La investigación que inició el juez Sergio Moro el 17 de marzo de 2014 sobre blanqueo de capitales a través de una red de "lava jatos", establecimientos de lavado rápido de autos, terminó golpeando de lleno a la petrolera estatal Petrobras, la "joya de la corona" de la economía brasileña, y a varias de las más importantes empresas del país.
Las delaciones en cadena de los implicados en la trama de corrupción a cambio de beneficios penitenciarios han permitido a Moro tirar del hilo de una madeja que amenaza los pilares del sistema.
Fraude, lavado de dinero, sobornos a cambio de favores políticos, ventajas fiscales o contratos con el Estado, financiación ilegal de los partidos y de las campañas electorales, y cuentas en paraísos fiscales son los ejes principales del proceso.
La investigación salpica a empresarios, funcionarios y políticos de todos los colores y a distintas instancias del Estado, pero buena parte de la atención se centra en el ex presidente Lula, investigado por blanqueo de dinero y falsificación de documentos.
Lula ha conseguido, por el momento, escapar de la mano de Sergio Moro al asumir el poderoso Ministerio de Presidencia en el Gobierno de Rousseff, lo que le convierte en la práctica en un virtual primer ministro y le protege porque, por su condición de aforado, su causa pasa automáticamente al Tribunal Supremo, donde los procesos tienen un ritmo propio.
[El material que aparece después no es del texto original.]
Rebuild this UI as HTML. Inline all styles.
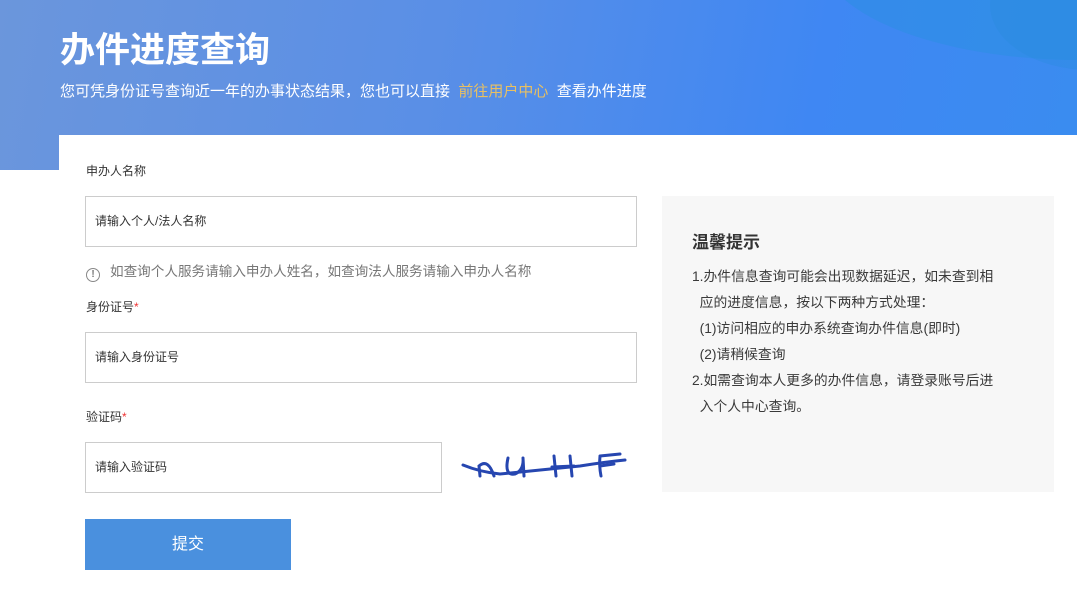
<!DOCTYPE html>
<html><head><meta charset="utf-8">
<style>
*{margin:0;padding:0;box-sizing:border-box}
body{width:1077px;height:584px;overflow:hidden;background:#fff;font-family:"Liberation Sans","Noto Sans CJK SC",sans-serif;position:relative}
.banner{position:absolute;left:0;top:0;width:1077px;height:170px;background:linear-gradient(100deg,#6b96dc 0%,#5a8fe6 40%,#3f87f3 75%,#3a8cf0 100%);overflow:hidden}
.banner .w1{position:absolute;left:820px;top:-150px;width:520px;height:210px;border-radius:50%;background:rgba(40,145,225,0.45)}
.banner .w2{position:absolute;left:990px;top:-60px;width:200px;height:130px;border-radius:50%;background:rgba(40,140,220,0.35)}
h1{position:absolute;left:60px;top:22px;color:#fff;font-size:35px;font-weight:bold}
.sub{position:absolute;left:60px;top:80px;color:#fff;font-size:15px}
.sub span{color:#e8c062}
.card{position:absolute;left:59px;top:135px;width:1018px;height:460px;background:#fff}
.lbl{position:absolute;left:86px;font-size:12px;color:#333}
.lbl i{color:#e33;font-style:normal}
.inp{position:absolute;left:85px;height:51px;border:1px solid #ccc;font-size:12px;color:#333;padding-left:9px;line-height:49px}
.hint{position:absolute;left:86px;top:260px;font-size:13.6px;color:#777}
.hint b{display:inline-block;width:14px;height:14px;border:1.5px solid #888;border-radius:50%;font-size:10px;line-height:11px;text-align:center;color:#777;margin-right:10px;vertical-align:-1px;font-weight:bold}
.btn{position:absolute;left:85px;top:519px;width:206px;height:51px;background:#4a90de;color:#fff;font-size:16px;text-align:center;line-height:51px}
.tip{position:absolute;left:662px;top:196px;width:392px;height:296px;background:#f7f7f7;padding:32px 0 0 30px}
.tip h3{font-size:17px;color:#333;font-weight:bold;margin-bottom:11px}
.tip p{font-size:13.8px;color:#3a3a3a;line-height:26px}
</style></head><body>
<div class="banner"><div class="w1"></div><div class="w2"></div>
<h1>办件进度查询</h1>
<div class="sub">您可凭身份证号查询近一年的办事状态结果，您也可以直接 &nbsp;<span>前往用户中心</span>&nbsp; 查看办件进度</div>
</div>
<div class="card"></div>
<div class="lbl" style="top:162px">申办人名称</div>
<div class="inp" style="top:196px;width:552px">请输入个人/法人名称</div>
<div class="hint"><b>!</b>如查询个人服务请输入申办人姓名，如查询法人服务请输入申办人名称</div>
<div class="lbl" style="top:298px">身份证号<i>*</i></div>
<div class="inp" style="top:332px;width:552px">请输入身份证号</div>
<div class="lbl" style="top:408px">验证码<i>*</i></div>
<div class="inp" style="top:442px;width:357px">请输入验证码</div>
<svg style="position:absolute;left:460px;top:448px" width="170" height="40" viewBox="0 0 170 40" fill="none" stroke="#2646b0" stroke-width="3" stroke-linecap="round">
<path d="M3 17 Q20 24 40 26 Q80 22 120 18 Q145 14 165 12"/>
<path d="M20 28 L19 18 Q28 10 34 28"/>
<path d="M48 10 Q44 28 55 26 Q64 22 63 10 M63 10 L64 28"/>
<path d="M94 8 L96 28 M110 8 L112 28 M92 19 L114 18"/>
<path d="M140 8 L160 6 M140 8 Q139 18 141 28 M140 18 L154 16"/>
</svg>
<div class="btn">提交</div>
<div class="tip">
<h3>温馨提示</h3>
<p>1.办件信息查询可能会出现数据延迟，如未查到相</p>
<p>&nbsp;&nbsp;应的进度信息，按以下两种方式处理：</p>
<p>&nbsp;&nbsp;(1)访问相应的申办系统查询办件信息(即时)</p>
<p>&nbsp;&nbsp;(2)请稍候查询</p>
<p>2.如需查询本人更多的办件信息，请登录账号后进</p>
<p>&nbsp;&nbsp;入个人中心查询。</p>
</div>
</body></html>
No obstante, su nombramiento fue recurrido por la justicia.
Pero inmediatamente después de asumir, Lula se ha visto de nuevo en el centro de la polémica por dos denuncias que piden la suspensión de su nombramiento.
Aunque el Tribunal Supremo, la máxima autoridad judicial en el país, diera por válida la asunción de Lula y el ex presidente lograra esquivar la sombra de Moro, el juez tiene todavía en sus manos a políticos no aforados y a buena parte del empresariado brasileño.
Al "juez de hierro" no le tembló la mano para dictar condenas ejemplares, como la de Marcelo Odebrecht, presidente de una de las mayores corporaciones del país, sentenciado a 19 años.